#### Exercise directions
Repeat every line of the data exactly, but not the pictures.

++++++++

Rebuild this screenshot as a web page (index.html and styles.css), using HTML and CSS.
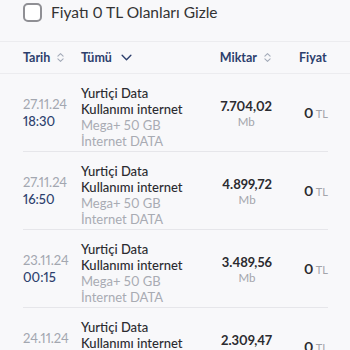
FILE: index.html
```html
<!DOCTYPE html>
<html lang="tr">
<head>
<meta charset="utf-8">
<link rel="stylesheet" href="styles.css">
</head>
<body>
<div class="filter">
  <span class="checkbox"></span>
  <span class="filter-label">Fiyatı 0 TL Olanları Gizle</span>
</div>
<div class="thead">
  <div class="grid">
    <div class="th">Tarih <svg class="sort" viewBox="0 0 8 12" width="7" height="11"><path d="M1 4.5 4 1.5 7 4.5M1 7.5 4 10.5 7 7.5" fill="none" stroke="#a3aab8" stroke-width="1.2" stroke-linecap="round" stroke-linejoin="round"/></svg></div>
    <div class="th th-type">Tümü <svg class="chev" viewBox="0 0 12 8" width="11" height="7"><path d="M1 1.5 6 6.5 11 1.5" fill="none" stroke="#2d3f6d" stroke-width="1.6" stroke-linecap="round" stroke-linejoin="round"/></svg></div>
    <div class="th th-amount">Miktar <svg class="sort" viewBox="0 0 8 12" width="7" height="11"><path d="M1 4.5 4 1.5 7 4.5M1 7.5 4 10.5 7 7.5" fill="none" stroke="#a3aab8" stroke-width="1.2" stroke-linecap="round" stroke-linejoin="round"/></svg></div>
    <div class="th th-price">Fiyat <svg class="sort" viewBox="0 0 8 12" width="7" height="11"><path d="M1 4.5 4 1.5 7 4.5M1 7.5 4 10.5 7 7.5" fill="none" stroke="#a3aab8" stroke-width="1.2" stroke-linecap="round" stroke-linejoin="round"/></svg></div>
  </div>
</div>
<div class="rows">
  <div class="row grid">
    <div class="date"><span class="d">27.11.24</span><span class="t">18:30</span></div>
    <div class="desc"><span class="main">Yurtiçi Data<br>Kullanımı internet</span><span class="sub">Mega+ 50 GB<br>İnternet DATA</span></div>
    <div class="amount"><span class="val">7.704,02</span><span class="unit">Mb</span></div>
    <div class="price"><b>0</b> TL</div>
  </div>
  <div class="row grid">
    <div class="date"><span class="d">27.11.24</span><span class="t">16:50</span></div>
    <div class="desc"><span class="main">Yurtiçi Data<br>Kullanımı internet</span><span class="sub">Mega+ 50 GB<br>İnternet DATA</span></div>
    <div class="amount"><span class="val">4.899,72</span><span class="unit">Mb</span></div>
    <div class="price"><b>0</b> TL</div>
  </div>
  <div class="row grid">
    <div class="date"><span class="d">23.11.24</span><span class="t">00:15</span></div>
    <div class="desc"><span class="main">Yurtiçi Data<br>Kullanımı internet</span><span class="sub">Mega+ 50 GB<br>İnternet DATA</span></div>
    <div class="amount"><span class="val">3.489,56</span><span class="unit">Mb</span></div>
    <div class="price"><b>0</b> TL</div>
  </div>
  <div class="row grid">
    <div class="date"><span class="d">24.11.24</span><span class="t">00:10</span></div>
    <div class="desc"><span class="main">Yurtiçi Data<br>Kullanımı internet</span><span class="sub">Mega+ 50 GB<br>İnternet DATA</span></div>
    <div class="amount"><span class="val">2.309,47</span><span class="unit">Mb</span></div>
    <div class="price"><b>0</b> TL</div>
  </div>
</div>
</body>
</html>
```
FILE: styles.css
```css
* { box-sizing: border-box; }
html, body { margin: 0; padding: 0; }
body {
  width: 350px;
  height: 350px;
  overflow: hidden;
  background: #f8f8fa;
  font-family: Lato, "Noto Sans", sans-serif;
  font-variant-numeric: proportional-nums;
  color: #2e2e33;
}
.filter {
  display: flex;
  align-items: flex-start;
  gap: 9px;
  padding: 3px 0 0 23px;
  height: 41px;
}
.checkbox {
  width: 19px;
  height: 19px;
  border: 2px solid #8f8f94;
  border-radius: 5px;
  background: #fff;
  flex: none;
}
.filter-label {
  font-size: 15.5px;
  line-height: 19px;
  color: #333;
}
.thead {
  border-top: 1px solid #ececef;
  border-bottom: 1px solid #ececef;
  height: 33px;
}
.grid {
  display: grid;
  grid-template-columns: 58px 1fr 82px 56px;
  margin: 0 22px 0 23px;
}
.thead .grid { height: 31px; align-items: center; }
.th {
  font-size: 12.5px;
  font-weight: 700;
  color: #2d3f6d;
  display: flex;
  align-items: center;
  white-space: nowrap;
}
.th .sort { margin-left: 7px; }
.th-type .chev { margin-left: 9px; }
.th-amount { justify-content: flex-end; margin-right: 1px; }
.th-price { padding-left: 27px; }
.row {
  border-bottom: 1px solid #e6e6ea;
  padding: 11px 0 3px;
  height: 78px;
  align-items: start;
}
.date {
  display: flex;
  flex-direction: column;
  font-size: 13px;
  line-height: 17px;
  margin-top: 11px;
}
.date .d { color: #a3a7b0; }
.date .t { color: #2d3f6d; font-weight: 500; }
.desc {
  display: flex;
  flex-direction: column;
  font-size: 13px;
  line-height: 16px;
  white-space: nowrap;
}
.desc .main { color: #2b2b30; font-weight: 500; }
.desc .sub { color: #a8abb3; }
.amount {
  display: flex;
  flex-direction: column;
  align-items: center;
  justify-self: end;
  line-height: 16px;
  margin-top: 13px;
}
.amount .val { font-size: 13px; font-weight: 700; color: #2b2b30; }
.amount .unit { font-size: 11.5px; color: #a3a5ab; }
.price {
  padding-left: 32px;
  margin-top: 20px;
  line-height: 16px;
  font-size: 11px;
  color: #a3a5ab;
  white-space: nowrap;
}
.price b { font-size: 14px; color: #2b2b30; font-weight: 700; }
```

++++++++

#### Solution for this exercise
Rebuild this screenshot as a web page (index.html and styles.css), using HTML and CSS.
FILE: index.html
```html
<!DOCTYPE html>
<html lang="tr">
<head>
<meta charset="utf-8">
<link rel="stylesheet" href="styles.css">
</head>
<body>
<div class="filter">
  <span class="checkbox"></span>
  <span class="filter-label">Fiyatı 0 TL Olanları Gizle</span>
</div>
<div class="thead">
  <div class="grid">
    <div class="th">Tarih <svg class="sort" viewBox="0 0 8 12" width="7" height="11"><path d="M1 4.5 4 1.5 7 4.5M1 7.5 4 10.5 7 7.5" fill="none" stroke="#a3aab8" stroke-width="1.2" stroke-linecap="round" stroke-linejoin="round"/></svg></div>
    <div class="th th-type">Tümü <svg class="chev" viewBox="0 0 12 8" width="11" height="7"><path d="M1 1.5 6 6.5 11 1.5" fill="none" stroke="#2d3f6d" stroke-width="1.6" stroke-linecap="round" stroke-linejoin="round"/></svg></div>
    <div class="th th-amount">Miktar <svg class="sort" viewBox="0 0 8 12" width="7" height="11"><path d="M1 4.5 4 1.5 7 4.5M1 7.5 4 10.5 7 7.5" fill="none" stroke="#a3aab8" stroke-width="1.2" stroke-linecap="round" stroke-linejoin="round"/></svg></div>
    <div class="th th-price">Fiyat <svg class="sort" viewBox="0 0 8 12" width="7" height="11"><path d="M1 4.5 4 1.5 7 4.5M1 7.5 4 10.5 7 7.5" fill="none" stroke="#a3aab8" stroke-width="1.2" stroke-linecap="round" stroke-linejoin="round"/></svg></div>
  </div>
</div>
<div class="rows">
  <div class="row grid">
    <div class="date"><span class="d">27.11.24</span><span class="t">18:30</span></div>
    <div class="desc"><span class="main">Yurtiçi Data<br>Kullanımı internet</span><span class="sub">Mega+ 50 GB<br>İnternet DATA</span></div>
    <div class="amount"><span class="val">7.704,02</span><span class="unit">Mb</span></div>
    <div class="price"><b>0</b> TL</div>
  </div>
  <div class="row grid">
    <div class="date"><span class="d">27.11.24</span><span class="t">16:50</span></div>
    <div class="desc"><span class="main">Yurtiçi Data<br>Kullanımı internet</span><span class="sub">Mega+ 50 GB<br>İnternet DATA</span></div>
    <div class="amount"><span class="val">4.899,72</span><span class="unit">Mb</span></div>
    <div class="price"><b>0</b> TL</div>
  </div>
  <div class="row grid">
    <div class="date"><span class="d">23.11.24</span><span class="t">00:15</span></div>
    <div class="desc"><span class="main">Yurtiçi Data<br>Kullanımı internet</span><span class="sub">Mega+ 50 GB<br>İnternet DATA</span></div>
    <div class="amount"><span class="val">3.489,56</span><span class="unit">Mb</span></div>
    <div class="price"><b>0</b> TL</div>
  </div>
  <div class="row grid">
    <div class="date"><span class="d">24.11.24</span><span class="t">00:10</span></div>
    <div class="desc"><span class="main">Yurtiçi Data<br>Kullanımı internet</span><span class="sub">Mega+ 50 GB<br>İnternet DATA</span></div>
    <div class="amount"><span class="val">2.309,47</span><span class="unit">Mb</span></div>
    <div class="price"><b>0</b> TL</div>
  </div>
</div>
</body>
</html>
```
FILE: styles.css
```css
* { box-sizing: border-box; }
html, body { margin: 0; padding: 0; }
body {
  width: 350px;
  height: 350px;
  overflow: hidden;
  background: #f8f8fa;
  font-family: Lato, "Noto Sans", sans-serif;
  font-variant-numeric: proportional-nums;
  color: #2e2e33;
}
.filter {
  display: flex;
  align-items: flex-start;
  gap: 9px;
  padding: 3px 0 0 23px;
  height: 41px;
}
.checkbox {
  width: 19px;
  height: 19px;
  border: 2px solid #8f8f94;
  border-radius: 5px;
  background: #fff;
  flex: none;
}
.filter-label {
  font-size: 15.5px;
  line-height: 19px;
  color: #333;
}
.thead {
  border-top: 1px solid #ececef;
  border-bottom: 1px solid #ececef;
  height: 33px;
}
.grid {
  display: grid;
  grid-template-columns: 58px 1fr 82px 56px;
  margin: 0 22px 0 23px;
}
.thead .grid { height: 31px; align-items: center; }
.th {
  font-size: 12.5px;
  font-weight: 700;
  color: #2d3f6d;
  display: flex;
  align-items: center;
  white-space: nowrap;
}
.th .sort { margin-left: 7px; }
.th-type .chev { margin-left: 9px; }
.th-amount { justify-content: flex-end; margin-right: 1px; }
.th-price { padding-left: 27px; }
.row {
  border-bottom: 1px solid #e6e6ea;
  padding: 11px 0 3px;
  height: 78px;
  align-items: start;
}
.date {
  display: flex;
  flex-direction: column;
  font-size: 13px;
  line-height: 17px;
  margin-top: 11px;
}
.date .d { color: #a3a7b0; }
.date .t { color: #2d3f6d; font-weight: 500; }
.desc {
  display: flex;
  flex-direction: column;
  font-size: 13px;
  line-height: 16px;
  white-space: nowrap;
}
.desc .main { color: #2b2b30; font-weight: 500; }
.desc .sub { color: #a8abb3; }
.amount {
  display: flex;
  flex-direction: column;
  align-items: center;
  justify-self: end;
  line-height: 16px;
  margin-top: 13px;
}
.amount .val { font-size: 13px; font-weight: 700; color: #2b2b30; }
.amount .unit { font-size: 11.5px; color: #a3a5ab; }
.price {
  padding-left: 32px;
  margin-top: 20px;
  line-height: 16px;
  font-size: 11px;
  color: #a3a5ab;
  white-space: nowrap;
}
.price b { font-size: 14px; color: #2b2b30; font-weight: 700; }
```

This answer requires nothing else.